WORK INSTRUCTIONS: Your task is to copy the listing exactly, with the pictures left out.

** BEGIN GIVEN MATERIAL **

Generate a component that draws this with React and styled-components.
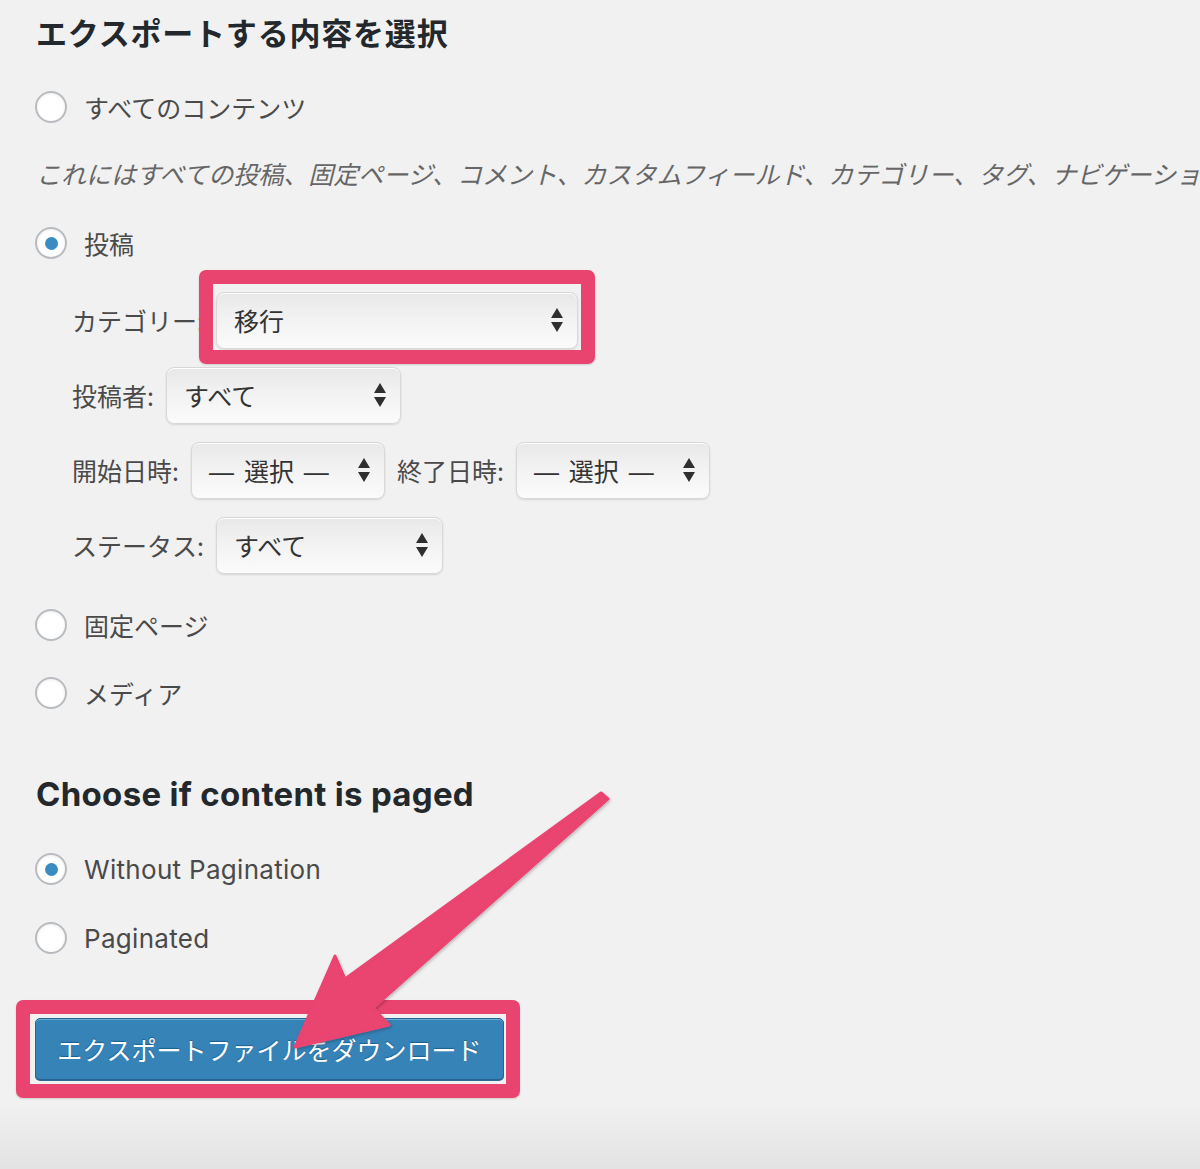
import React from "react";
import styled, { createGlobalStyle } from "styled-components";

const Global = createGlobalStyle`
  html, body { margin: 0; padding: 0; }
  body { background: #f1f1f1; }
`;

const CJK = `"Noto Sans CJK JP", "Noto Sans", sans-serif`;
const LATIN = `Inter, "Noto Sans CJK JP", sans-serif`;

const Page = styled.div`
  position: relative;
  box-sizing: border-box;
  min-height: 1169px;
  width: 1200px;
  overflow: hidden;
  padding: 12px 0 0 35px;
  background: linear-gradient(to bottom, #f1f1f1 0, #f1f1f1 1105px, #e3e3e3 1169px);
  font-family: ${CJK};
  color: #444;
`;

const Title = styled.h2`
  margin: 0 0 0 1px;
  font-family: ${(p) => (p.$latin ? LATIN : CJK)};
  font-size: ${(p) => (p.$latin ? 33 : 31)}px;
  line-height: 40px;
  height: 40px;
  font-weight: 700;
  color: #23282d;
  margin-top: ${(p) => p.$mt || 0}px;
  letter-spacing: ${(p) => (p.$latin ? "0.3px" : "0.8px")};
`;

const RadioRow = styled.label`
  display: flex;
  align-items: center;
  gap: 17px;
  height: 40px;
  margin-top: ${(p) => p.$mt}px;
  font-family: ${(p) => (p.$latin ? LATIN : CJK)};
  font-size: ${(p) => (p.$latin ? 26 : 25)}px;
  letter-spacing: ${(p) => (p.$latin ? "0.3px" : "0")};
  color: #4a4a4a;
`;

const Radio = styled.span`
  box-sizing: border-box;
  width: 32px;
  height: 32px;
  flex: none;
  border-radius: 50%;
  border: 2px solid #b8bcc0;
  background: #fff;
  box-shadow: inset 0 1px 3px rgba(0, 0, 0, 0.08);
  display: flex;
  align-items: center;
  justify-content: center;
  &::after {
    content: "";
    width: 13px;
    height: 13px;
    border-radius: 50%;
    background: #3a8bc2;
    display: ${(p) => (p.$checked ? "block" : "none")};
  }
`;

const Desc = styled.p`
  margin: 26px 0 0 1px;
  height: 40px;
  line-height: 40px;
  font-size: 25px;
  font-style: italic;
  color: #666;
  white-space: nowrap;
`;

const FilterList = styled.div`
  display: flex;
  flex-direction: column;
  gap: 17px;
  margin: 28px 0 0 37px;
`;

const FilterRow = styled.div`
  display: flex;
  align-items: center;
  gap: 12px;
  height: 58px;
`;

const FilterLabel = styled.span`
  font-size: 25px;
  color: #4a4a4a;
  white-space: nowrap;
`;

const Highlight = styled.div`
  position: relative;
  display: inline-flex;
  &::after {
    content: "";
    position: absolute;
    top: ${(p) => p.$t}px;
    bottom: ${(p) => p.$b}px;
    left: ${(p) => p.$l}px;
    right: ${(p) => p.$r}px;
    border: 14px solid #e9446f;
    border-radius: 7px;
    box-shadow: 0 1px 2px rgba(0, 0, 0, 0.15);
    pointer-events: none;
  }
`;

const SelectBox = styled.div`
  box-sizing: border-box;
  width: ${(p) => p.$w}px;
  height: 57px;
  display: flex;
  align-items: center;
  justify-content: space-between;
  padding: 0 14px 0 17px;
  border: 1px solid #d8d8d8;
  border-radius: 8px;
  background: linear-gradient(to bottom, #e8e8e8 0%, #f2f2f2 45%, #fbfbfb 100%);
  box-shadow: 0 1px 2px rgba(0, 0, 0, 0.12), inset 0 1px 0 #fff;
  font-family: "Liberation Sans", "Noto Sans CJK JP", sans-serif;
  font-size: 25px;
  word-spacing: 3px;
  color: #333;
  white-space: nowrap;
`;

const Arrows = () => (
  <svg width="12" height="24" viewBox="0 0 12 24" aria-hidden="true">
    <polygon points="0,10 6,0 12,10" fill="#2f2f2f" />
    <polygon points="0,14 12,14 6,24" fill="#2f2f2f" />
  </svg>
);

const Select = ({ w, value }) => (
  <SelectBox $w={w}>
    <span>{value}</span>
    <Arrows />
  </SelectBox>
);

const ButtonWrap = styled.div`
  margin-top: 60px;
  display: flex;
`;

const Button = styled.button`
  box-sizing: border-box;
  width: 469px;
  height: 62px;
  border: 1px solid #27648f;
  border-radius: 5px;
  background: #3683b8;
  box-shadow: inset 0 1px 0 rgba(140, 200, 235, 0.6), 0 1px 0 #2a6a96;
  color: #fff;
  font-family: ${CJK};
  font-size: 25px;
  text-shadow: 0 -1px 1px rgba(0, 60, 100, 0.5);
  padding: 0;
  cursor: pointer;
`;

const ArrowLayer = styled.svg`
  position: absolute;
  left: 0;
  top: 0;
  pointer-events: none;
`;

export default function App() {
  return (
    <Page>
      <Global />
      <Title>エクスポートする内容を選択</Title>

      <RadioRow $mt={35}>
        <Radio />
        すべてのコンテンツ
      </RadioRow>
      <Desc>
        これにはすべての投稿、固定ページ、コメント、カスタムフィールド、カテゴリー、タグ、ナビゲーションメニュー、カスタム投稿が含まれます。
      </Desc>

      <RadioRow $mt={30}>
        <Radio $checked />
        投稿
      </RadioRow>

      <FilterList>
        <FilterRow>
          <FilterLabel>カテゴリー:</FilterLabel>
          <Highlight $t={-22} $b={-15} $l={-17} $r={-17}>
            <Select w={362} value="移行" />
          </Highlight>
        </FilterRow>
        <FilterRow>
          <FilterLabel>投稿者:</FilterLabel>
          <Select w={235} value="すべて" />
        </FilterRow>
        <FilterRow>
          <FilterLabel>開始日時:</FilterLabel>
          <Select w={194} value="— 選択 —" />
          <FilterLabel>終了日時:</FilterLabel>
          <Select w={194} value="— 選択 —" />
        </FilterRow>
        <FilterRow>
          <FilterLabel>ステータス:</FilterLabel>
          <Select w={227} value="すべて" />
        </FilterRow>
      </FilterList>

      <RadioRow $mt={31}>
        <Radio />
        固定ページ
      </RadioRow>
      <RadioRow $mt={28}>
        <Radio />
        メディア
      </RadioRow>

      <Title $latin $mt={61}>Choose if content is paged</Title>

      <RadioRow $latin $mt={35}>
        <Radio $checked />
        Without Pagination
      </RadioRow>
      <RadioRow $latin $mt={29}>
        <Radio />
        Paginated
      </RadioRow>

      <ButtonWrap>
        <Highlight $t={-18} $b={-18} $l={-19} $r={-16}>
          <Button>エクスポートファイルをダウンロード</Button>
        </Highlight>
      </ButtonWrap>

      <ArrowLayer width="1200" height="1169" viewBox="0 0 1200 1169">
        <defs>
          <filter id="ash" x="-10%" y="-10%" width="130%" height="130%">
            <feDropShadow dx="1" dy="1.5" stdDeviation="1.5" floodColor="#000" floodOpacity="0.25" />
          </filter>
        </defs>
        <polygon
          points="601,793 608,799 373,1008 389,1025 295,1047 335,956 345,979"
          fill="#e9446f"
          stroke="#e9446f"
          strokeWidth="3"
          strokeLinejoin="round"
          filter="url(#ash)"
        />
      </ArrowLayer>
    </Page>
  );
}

** END GIVEN MATERIAL **

PROBLEM SOLUTION:
Generate a component that draws this with React and styled-components.
import React from "react";
import styled, { createGlobalStyle } from "styled-components";

const Global = createGlobalStyle`
  html, body { margin: 0; padding: 0; }
  body { background: #f1f1f1; }
`;

const CJK = `"Noto Sans CJK JP", "Noto Sans", sans-serif`;
const LATIN = `Inter, "Noto Sans CJK JP", sans-serif`;

const Page = styled.div`
  position: relative;
  box-sizing: border-box;
  min-height: 1169px;
  width: 1200px;
  overflow: hidden;
  padding: 12px 0 0 35px;
  background: linear-gradient(to bottom, #f1f1f1 0, #f1f1f1 1105px, #e3e3e3 1169px);
  font-family: ${CJK};
  color: #444;
`;

const Title = styled.h2`
  margin: 0 0 0 1px;
  font-family: ${(p) => (p.$latin ? LATIN : CJK)};
  font-size: ${(p) => (p.$latin ? 33 : 31)}px;
  line-height: 40px;
  height: 40px;
  font-weight: 700;
  color: #23282d;
  margin-top: ${(p) => p.$mt || 0}px;
  letter-spacing: ${(p) => (p.$latin ? "0.3px" : "0.8px")};
`;

const RadioRow = styled.label`
  display: flex;
  align-items: center;
  gap: 17px;
  height: 40px;
  margin-top: ${(p) => p.$mt}px;
  font-family: ${(p) => (p.$latin ? LATIN : CJK)};
  font-size: ${(p) => (p.$latin ? 26 : 25)}px;
  letter-spacing: ${(p) => (p.$latin ? "0.3px" : "0")};
  color: #4a4a4a;
`;

const Radio = styled.span`
  box-sizing: border-box;
  width: 32px;
  height: 32px;
  flex: none;
  border-radius: 50%;
  border: 2px solid #b8bcc0;
  background: #fff;
  box-shadow: inset 0 1px 3px rgba(0, 0, 0, 0.08);
  display: flex;
  align-items: center;
  justify-content: center;
  &::after {
    content: "";
    width: 13px;
    height: 13px;
    border-radius: 50%;
    background: #3a8bc2;
    display: ${(p) => (p.$checked ? "block" : "none")};
  }
`;

const Desc = styled.p`
  margin: 26px 0 0 1px;
  height: 40px;
  line-height: 40px;
  font-size: 25px;
  font-style: italic;
  color: #666;
  white-space: nowrap;
`;

const FilterList = styled.div`
  display: flex;
  flex-direction: column;
  gap: 17px;
  margin: 28px 0 0 37px;
`;

const FilterRow = styled.div`
  display: flex;
  align-items: center;
  gap: 12px;
  height: 58px;
`;

const FilterLabel = styled.span`
  font-size: 25px;
  color: #4a4a4a;
  white-space: nowrap;
`;

const Highlight = styled.div`
  position: relative;
  display: inline-flex;
  &::after {
    content: "";
    position: absolute;
    top: ${(p) => p.$t}px;
    bottom: ${(p) => p.$b}px;
    left: ${(p) => p.$l}px;
    right: ${(p) => p.$r}px;
    border: 14px solid #e9446f;
    border-radius: 7px;
    box-shadow: 0 1px 2px rgba(0, 0, 0, 0.15);
    pointer-events: none;
  }
`;

const SelectBox = styled.div`
  box-sizing: border-box;
  width: ${(p) => p.$w}px;
  height: 57px;
  display: flex;
  align-items: center;
  justify-content: space-between;
  padding: 0 14px 0 17px;
  border: 1px solid #d8d8d8;
  border-radius: 8px;
  background: linear-gradient(to bottom, #e8e8e8 0%, #f2f2f2 45%, #fbfbfb 100%);
  box-shadow: 0 1px 2px rgba(0, 0, 0, 0.12), inset 0 1px 0 #fff;
  font-family: "Liberation Sans", "Noto Sans CJK JP", sans-serif;
  font-size: 25px;
  word-spacing: 3px;
  color: #333;
  white-space: nowrap;
`;

const Arrows = () => (
  <svg width="12" height="24" viewBox="0 0 12 24" aria-hidden="true">
    <polygon points="0,10 6,0 12,10" fill="#2f2f2f" />
    <polygon points="0,14 12,14 6,24" fill="#2f2f2f" />
  </svg>
);

const Select = ({ w, value }) => (
  <SelectBox $w={w}>
    <span>{value}</span>
    <Arrows />
  </SelectBox>
);

const ButtonWrap = styled.div`
  margin-top: 60px;
  display: flex;
`;

const Button = styled.button`
  box-sizing: border-box;
  width: 469px;
  height: 62px;
  border: 1px solid #27648f;
  border-radius: 5px;
  background: #3683b8;
  box-shadow: inset 0 1px 0 rgba(140, 200, 235, 0.6), 0 1px 0 #2a6a96;
  color: #fff;
  font-family: ${CJK};
  font-size: 25px;
  text-shadow: 0 -1px 1px rgba(0, 60, 100, 0.5);
  padding: 0;
  cursor: pointer;
`;

const ArrowLayer = styled.svg`
  position: absolute;
  left: 0;
  top: 0;
  pointer-events: none;
`;

export default function App() {
  return (
    <Page>
      <Global />
      <Title>エクスポートする内容を選択</Title>

      <RadioRow $mt={35}>
        <Radio />
        すべてのコンテンツ
      </RadioRow>
      <Desc>
        これにはすべての投稿、固定ページ、コメント、カスタムフィールド、カテゴリー、タグ、ナビゲーションメニュー、カスタム投稿が含まれます。
      </Desc>

      <RadioRow $mt={30}>
        <Radio $checked />
        投稿
      </RadioRow>

      <FilterList>
        <FilterRow>
          <FilterLabel>カテゴリー:</FilterLabel>
          <Highlight $t={-22} $b={-15} $l={-17} $r={-17}>
            <Select w={362} value="移行" />
          </Highlight>
        </FilterRow>
        <FilterRow>
          <FilterLabel>投稿者:</FilterLabel>
          <Select w={235} value="すべて" />
        </FilterRow>
        <FilterRow>
          <FilterLabel>開始日時:</FilterLabel>
          <Select w={194} value="— 選択 —" />
          <FilterLabel>終了日時:</FilterLabel>
          <Select w={194} value="— 選択 —" />
        </FilterRow>
        <FilterRow>
          <FilterLabel>ステータス:</FilterLabel>
          <Select w={227} value="すべて" />
        </FilterRow>
      </FilterList>

      <RadioRow $mt={31}>
        <Radio />
        固定ページ
      </RadioRow>
      <RadioRow $mt={28}>
        <Radio />
        メディア
      </RadioRow>

      <Title $latin $mt={61}>Choose if content is paged</Title>

      <RadioRow $latin $mt={35}>
        <Radio $checked />
        Without Pagination
      </RadioRow>
      <RadioRow $latin $mt={29}>
        <Radio />
        Paginated
      </RadioRow>

      <ButtonWrap>
        <Highlight $t={-18} $b={-18} $l={-19} $r={-16}>
          <Button>エクスポートファイルをダウンロード</Button>
        </Highlight>
      </ButtonWrap>

      <ArrowLayer width="1200" height="1169" viewBox="0 0 1200 1169">
        <defs>
          <filter id="ash" x="-10%" y="-10%" width="130%" height="130%">
            <feDropShadow dx="1" dy="1.5" stdDeviation="1.5" floodColor="#000" floodOpacity="0.25" />
          </filter>
        </defs>
        <polygon
          points="601,793 608,799 373,1008 389,1025 295,1047 335,956 345,979"
          fill="#e9446f"
          stroke="#e9446f"
          strokeWidth="3"
          strokeLinejoin="round"
          filter="url(#ash)"
        />
      </ArrowLayer>
    </Page>
  );
}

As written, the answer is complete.